Ela destaca que existem duas fontes importantes que, geralmente, aparecem quando esses jovens são escutados em relação aos comportamentos de risco. Uma é a busca pelo reconhecimento (os likes das redes sociais tornam-se importantes para essa validação) e a outra são as dores e tristezas não compreendidas pelos demais. “A adolescência é um período da vida em que estamos consolidando nossa personalidade. Há uma promessa de futuro e de realizações, contudo, os jovens têm relatado, hoje em dia, a falta desse futuro”, explica.

Pais e professores devem ficar atentos aos sinais de comportamento, observar se há alteração de padrões de estudos, diminuição da aprendizagem ou dificuldade de socialização, tudo isso é indicativo de que algo maior pode estar acontecendo.
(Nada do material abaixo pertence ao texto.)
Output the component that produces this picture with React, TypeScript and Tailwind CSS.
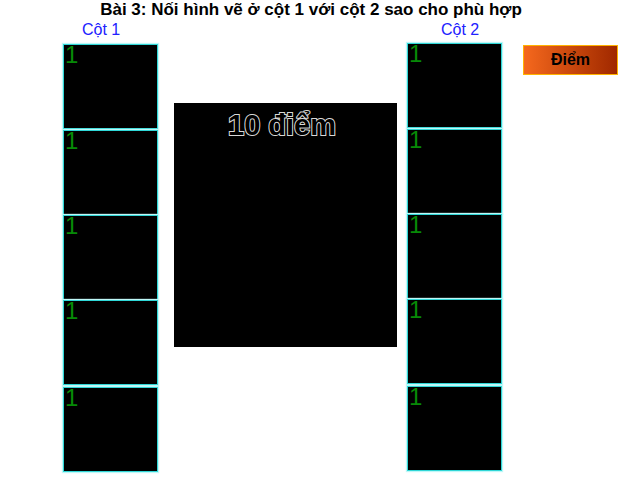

É importante que esses casos sejam trabalhados dentro das escolas, sendo um espaço de acolhimento e escuta para que os adolescentes expressem suas dores, medos e aflições. 

Contudo, Letícia afirma que esses casos também precisam de um psicoterapeuta especializado em adolescência, que possa escutar esse jovem na sua singularidade e, assim, compreender o que esse desafio significa na história pessoal desse adolescente. “Abrir espaço para o diálogo é a melhor forma de reconhecimento que podemos dar aos jovens, mostrar que estamos atentos e que eles podem buscar likes na presença e não, apenas, nas redes sociais”, ressalta. 

Na visão do especialista em Direito Educacional, as escolas possuem um papel importante na formação da criança e do adolescente, preparando-os para o exercício pleno de sua cidadania, o que significa conhecer e exercer além dos seus direitos, os seus deveres. Ações que desenvolvam a capacidade da empatia, do respeito, da resolução de conflitos por meio da mediação, devem ser transversais ao projeto pedagógico, acompanhando as crianças e adolescentes durante toda a sua vida escolar.

Outra sugestão é investir na formação dos seus alunos em “Educação e Cidadania Digital”, desenvolvendo-os para ações saudáveis, conscientes e responsáveis. “Também para a compreensão dos riscos e consequências que suas atitudes têm junto ao ambiente virtual, que, hoje, representa mais uma dimensão das interações pessoais”, frisa.